Однажды один российский аналитик сказал мне: «Иоган, старые танки тоже убивают». Запад сосредоточен на современных технологиях. У нас тут все под рукой. А в России — 11 часовых поясов. Это большая страна, которая не может полагаться только на качество. Она нуждается еще и в количестве. Модернизация обходится дорого и требует времени. Между тем вооруженным силам необходимо на что-то полагаться. Думаю, что для солдат на поле боя важнее бесперебойная работа техники, чем ее современность.
Нам на Западе кажется, что качество всегда может компенсировать количество. Может, и так, но у русских свой взгляд на это. Мне трудно сказать, кто прав. Многие западные страны сократили свои вооруженные силы, адаптировав их к таким операциям, как афганская. Но вдруг им придется защищать всю Европу? Это проблема.
— В 2014 — 2015 годах особенно много говорилось о том, что Россия может вторгнуться на Украину или даже проверить реакцию НАТО в Прибалтике или Черноморском регионе. Этого не случилось. Способен ли Запад правильно угадывать военные намерения Москвы?
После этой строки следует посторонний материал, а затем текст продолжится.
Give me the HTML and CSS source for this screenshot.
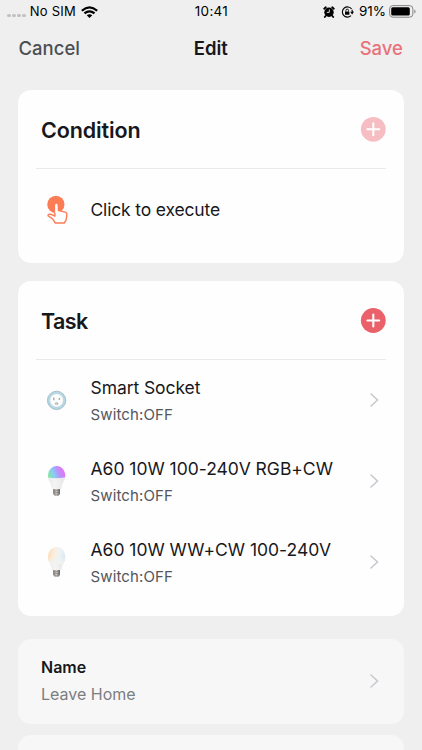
FILE: index.html
```
<!DOCTYPE html>
<html lang="en">
<head>
<meta charset="utf-8">
<meta name="viewport" content="width=device-width, initial-scale=1">
<title>Edit</title>
<link rel="stylesheet" href="styles.css">
</head>
<body>
<div class="screen">
  <header class="status">
    <div class="status-left">
      <span class="dots"><i></i><i></i><i></i><i></i></span>
      <span class="carrier">No SIM</span>
      <svg class="wifi" width="17" height="12" viewBox="0 0 16 12" preserveAspectRatio="none" fill="none" stroke="#000" stroke-width="2.2">
        <path d="M.8 4.7Q8-2 15.2 4.7"/><path d="M3.3 7.4Q8 3.2 12.7 7.4"/><path d="M8 12 5.4 9.3Q8 7.3 10.6 9.3Z" fill="#000" stroke="none"/>
      </svg>
    </div>
    <span class="clock">10:41</span>
    <div class="status-right">
      <svg width="12" height="12" viewBox="0 0 12 12">
        <circle cx="6" cy="6.2" r="4.7"/><path d="M1.2 2.7 2.8 1.3M10.8 2.7 9.2 1.3M2.6 10l-.8 1M9.4 10l.8 1" stroke="#000" stroke-width="1.8" stroke-linecap="round"/><path d="M6.3 3.5V6.4H3.8" fill="none" stroke="#efefef" stroke-width=".9"/>
      </svg>
      <svg class="lock" width="13" height="12" viewBox="0 0 13 12">
        <path d="M10.6 3A5.1 5.1 0 1 0 10 9.7M11.2 7.2A5.1 5.1 0 0 0 10.9 3.7" fill="none" stroke="#000" stroke-width="1.1"/><path d="M9.2 5.8h3.8l-1.9 2.6z"/><rect x="4" y="5.4" width="4.4" height="3.3" rx=".5"/><path d="M4.9 5.5V4.4a1.3 1.3 0 0 1 2.6 0v1.1" fill="none" stroke="#000" stroke-width=".9"/>
      </svg>
      <span class="percent">91%</span>
      <svg class="battery" width="27" height="13" viewBox="0 0 27 13">
        <rect x=".6" y=".6" width="23.3" height="11.6" rx="3.3" fill="none" stroke="#858585" stroke-width="1"/><rect x="2.2" y="2.2" width="18.6" height="8.4" rx="1.5"/><path d="M25.2 4.4q1.5.7 1.5 2t-1.5 2z" fill="#999"/>
      </svg>
    </div>
  </header>

  <nav class="nav">
    <span class="cancel">Cancel</span>
    <h1>Edit</h1>
    <span class="save">Save</span>
  </nav>

  <main>
    <section class="card condition">
      <div class="card-head">
        <h2 class="t-condition">Condition</h2>
        <svg class="add" width="26" height="26" viewBox="0 0 26 26"><circle cx="13.3" cy="13.3" r="12.4" fill="#f6bec3"/><path d="M13.3 7.4v11.8M7.4 13.3h11.8" stroke="#fff" stroke-width="2.1" stroke-linecap="round"/></svg>
      </div>
      <div class="row">
        <svg class="icon" width="32" height="32" viewBox="0 0 32 32">
          <circle cx="14.9" cy="10.4" r="8.6" fill="#fc7c56"/>
          <path d="M13.9 22.2V12a1.5 1.5 0 0 1 3 0v4.3l7.2 1.8q1.8.5 1.8 2.2l-.9 6.1-1.8 2.6H14.3l-2.7-4.1-4.3-2.9q-.7-1.1.6-1.7 2.1-.4 3.7.7l2.3 1z" fill="#fff" stroke="#fc7c56" stroke-width="1.4" stroke-linejoin="round"/>
          <path d="M14.2 11a1.2 1.2 0 0 1 2.4 0v8h-2.4z" fill="#fff"/>
        </svg>
        <span class="title t-click">Click to execute</span>
      </div>
    </section>

    <section class="card task">
      <div class="card-head">
        <h2 class="t-task">Task</h2>
        <svg class="add" width="26" height="26" viewBox="0 0 26 26"><circle cx="13.3" cy="13.5" r="12.4" fill="#eb616a"/><path d="M13.3 7.6v11.8M7.4 13.5h11.8" stroke="#fff" stroke-width="2.1" stroke-linecap="round"/></svg>
      </div>
      <div class="row">
        <svg class="icon" width="32" height="32" viewBox="0 0 32 32">
          <circle cx="15.6" cy="16.4" r="8" fill="#fcfdfd" stroke="#b3d9e7" stroke-width="2.2"/>
          <circle cx="15.6" cy="16.4" r="9.2" fill="none" stroke="#8facb8" stroke-width=".7"/>
          <circle cx="15.6" cy="16.4" r="6.8" fill="none" stroke="#b5c7cd" stroke-width=".6"/>
          <path d="M12.8 13.4v2.8M18.4 13.7v2.2" stroke="#aaa" stroke-width="1.4"/><path d="M14.2 20.2v-.9q1.4-1.6 2.8 0v.9z" fill="#ddd" stroke="#aaa" stroke-width=".8"/>
        </svg>
        <div class="texts"><span class="title t-socket">Smart Socket</span><span class="sub">Switch:OFF</span></div>
        <svg class="chevron" width="9" height="14" viewBox="0 0 9 14"><path d="M1 1l6.5 6L1 13"/></svg>
      </div>
      <div class="row">
        <svg class="icon" width="32" height="32" viewBox="0 0 32 32">
          <defs>
            <linearGradient id="rgb" x1="0" y1=".7" x2="1" y2=".4"><stop stop-color="#86e5a4"/><stop offset=".3" stop-color="#86cff3"/><stop offset=".6" stop-color="#ba92fb"/><stop offset="1" stop-color="#ee6cf2"/></linearGradient>
            <linearGradient id="shell"><stop stop-color="#e8e8e8"/><stop offset=".4" stop-color="#f4f4f4"/><stop offset="1" stop-color="#e5e5e5"/></linearGradient>
            <linearGradient id="metal"><stop stop-color="#777"/><stop offset=".45" stop-color="#d5d0cc"/><stop offset="1" stop-color="#665f5b"/></linearGradient>
          </defs>
          <path d="M7 12.3H24.3q-.3 3-2.6 6l-1.7 6h-8.8l-1.7-6q-2.2-3-2.5-6z" fill="url(#shell)"/>
          <path d="M7 12.6Q6.7 4 12.7 1.5q3.7-1.2 7 .5 4.9 3.2 4.6 10.2-8.6 1.8-17.3.4z" fill="url(#rgb)"/>
          <path d="M12.2 24h6.8v5l-1.6 1.8h-3.6l-1.6-1.8z" fill="url(#metal)"/><path d="M12.2 25.9l6.8-.5M12.2 27.9l6.8-.5M13.6 29.9h4" stroke="#736d69" stroke-width=".6"/>
        </svg>
        <div class="texts"><span class="title t-rgb">A60 10W 100-240V RGB+CW</span><span class="sub">Switch:OFF</span></div>
        <svg class="chevron" width="9" height="14" viewBox="0 0 9 14"><path d="M1 1l6.5 6L1 13"/></svg>
      </div>
      <div class="row">
        <svg class="icon" width="32" height="32" viewBox="0 0 32 32">
          <defs>
            <linearGradient id="white" x2="1" y2=".15"><stop stop-color="#fbdcae"/><stop offset=".4" stop-color="#fbeedf"/><stop offset=".7" stop-color="#eef3f5"/><stop offset="1" stop-color="#dcebf2"/></linearGradient>
            <linearGradient id="fade" x2="0" y2="1"><stop offset=".6" stop-color="#f2f2f2" stop-opacity="0"/><stop offset="1" stop-color="#f2f2f2"/></linearGradient>
          </defs>
          <path d="M7 12.3H24.3q-.3 3-2.6 6l-1.7 6h-8.8l-1.7-6q-2.2-3-2.5-6z" fill="url(#shell)"/>
          <path d="M7 12.6Q6.7 4 12.7 1.5q3.7-1.2 7 .5 4.9 3.2 4.6 10.2-.5 3.3-2.5 5.8H9.5Q7.4 15.6 7 12.6z" fill="url(#white)"/>
          <path d="M7 12.6Q6.7 4 12.7 1.5q3.7-1.2 7 .5 4.9 3.2 4.6 10.2-.5 3.3-2.5 5.8H9.5Q7.4 15.6 7 12.6z" fill="url(#fade)"/>
          <path d="M12.2 24h6.8v5l-1.6 1.8h-3.6l-1.6-1.8z" fill="url(#metal)"/><path d="M12.2 25.9l6.8-.5M12.2 27.9l6.8-.5M13.6 29.9h4" stroke="#736d69" stroke-width=".6"/>
        </svg>
        <div class="texts"><span class="title t-ww">A60 10W WW+CW 100-240V</span><span class="sub">Switch:OFF</span></div>
        <svg class="chevron" width="9" height="14" viewBox="0 0 9 14"><path d="M1 1l6.5 6L1 13"/></svg>
      </div>
    </section>

    <section class="card setting">
      <div class="texts"><span class="label">Name</span><span class="value">Leave Home</span></div>
      <svg class="chevron" width="9" height="14" viewBox="0 0 9 14"><path d="M1 1l6.5 6L1 13"/></svg>
    </section>
    <section class="card setting next"></section>
  </main>
</div>
</body>
</html>
```
FILE: styles.css
```
* { box-sizing: border-box; }
body { margin: 0; }
svg { display: block; flex: none; }
h1, h2 { margin: 0; font-weight: 600; }

.screen {
  width: 422px;
  height: 750px;
  overflow: hidden;
  background: #efefef;
  color: #17181c;
  font-family: Inter, "Liberation Sans", sans-serif;
  white-space: nowrap;
}

.status {
  display: grid;
  grid-template-columns: 1fr auto 1fr;
  align-items: center;
  height: 23px;
  padding: 0 6px 0 7px;
  color: #000;
  font-size: 13px;
  line-height: 23px;
}
.status-left, .status-right { display: flex; align-items: center; }
.status-right { justify-content: flex-end; }
.dots { display: flex; gap: 1.3px; padding-top: 8px; margin-right: 4px; }
.dots i { width: 3.7px; height: 3.7px; border-radius: 50%; background: #c1c1c1; }
.carrier { letter-spacing: .25px; }
.clock { font-size: 13.5px; letter-spacing: .3px; }
.percent { font-size: 13.5px; }
.wifi { margin-left: 5px; }
.lock { margin: 0 5px 0 6px; }
.battery { margin-left: 3px; }

.nav {
  display: grid;
  grid-template-columns: 1fr auto 1fr;
  align-items: center;
  height: 50px;
  padding: 0 19px 0 18.5px;
  font-size: 18.5px;
}
.nav h1 { font-size: 18.5px; }
.cancel { color: #4c4f54; font-weight: 500; }
.save { color: #e8737b; font-weight: 500; text-align: right; }

main { padding: 17px 18px 0; }
.card { border-radius: 13px; background: #fefefe; }
.condition { height: 173px; margin-bottom: 18px; padding: 0 18px; }
.task { height: 335px; margin-bottom: 23px; padding: 0 18px; }
.card-head {
  display: flex;
  align-items: center;
  justify-content: space-between;
  height: 79px;
  padding-left: 5px;
  border-bottom: 1px solid #e9e9ea;
}
.card-head h2 { font-size: 21.5px; padding-top: 2px; }
.card-head .t-condition { letter-spacing: -.12px; }
.card-head .t-task { padding-top: 1px; letter-spacing: -.6px; }

.row { display: flex; align-items: center; height: 81px; padding: 0 7px 0 5px; }
.task .row:nth-child(2) { margin-top: -1px; }
.row .texts { padding-top: 2px; }
.icon { margin-right: 17.5px; }
.texts { display: flex; flex: 1; flex-direction: column; }
.title { font-size: 17.5px; line-height: 27px; }
.t-click { letter-spacing: -.16px; }
.t-socket { letter-spacing: -.08px; }
.t-rgb, .t-ww { letter-spacing: -.02px; }
.sub { font-size: 15px; line-height: 27px; letter-spacing: .12px; color: #54565b; }
.chevron { fill: none; stroke: #c5c8cd; stroke-width: 1.5; stroke-linecap: round; }

.setting {
  display: flex;
  align-items: center;
  height: 85px;
  margin-bottom: 11px;
  padding: 0 25px 2px 23px;
  background: #f7f7f7;
}
.label { font-size: 16px; line-height: 27px; font-weight: 600; }
.value { font-size: 16px; line-height: 27px; color: #7c7e82; }
```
— Они в головах, а мысли мы не читаем. Поэтому я стараюсь отделить потенциал реальной боеспособности от политических намерений. Если бы Россия захотела, то смогла бы напасть на прибалтийские государства или на Украину. Но она достаточно большая, поэтому, как я думаю, Россия не смогла бы ее, так сказать, проглотить разом. Но не стоит угадывать российские политические намерения, поскольку в них можно погрязнуть. Бывает, мы беспокоимся, что Россия скрывает за своими учениями попытку какого-нибудь вторжения, а потом ничего не происходит. В итоге Москва заявляет нам, что мы ошибались.
Подобными догадками мы отдаем инициативу в руки русских. Поэтому я стараюсь избегать спекуляций. Разумеется, Россия всегда утверждает, что ее учения носят исключительно оборонный характер. Но это не означает, что российские вооруженные силы отрабатывают только отступление. Для обороны всегда нужно уметь и наступать. В противном случае вы не сможете выбить врага со своей территории.
— Был ли риск вооруженного конфликта между Россией и Западом в 2014 году после аннексии Крыма и в начале войны на Восточной Украине выше, чем сейчас?
— Я получу миллион долларов, если отвечу на этот вопрос? (Смеется.) Невозможно сказать. И даже если так, то что? Для этого нужно понимать ход мыслей высокопоставленных руководителей России и Запад. К счастью, в 2014 году не произошло такой эскалации напряженности, чтобы началась война. Не происходит этого и сейчас. Я этому очень рад. Но опять-таки лучше оценивать боеспособность России, чем то, что Россия благодаря ей смогла бы. Нет смысла говорить о том, что сегодня Россия могла бы захватить Луну, а завтра — Тихий океан.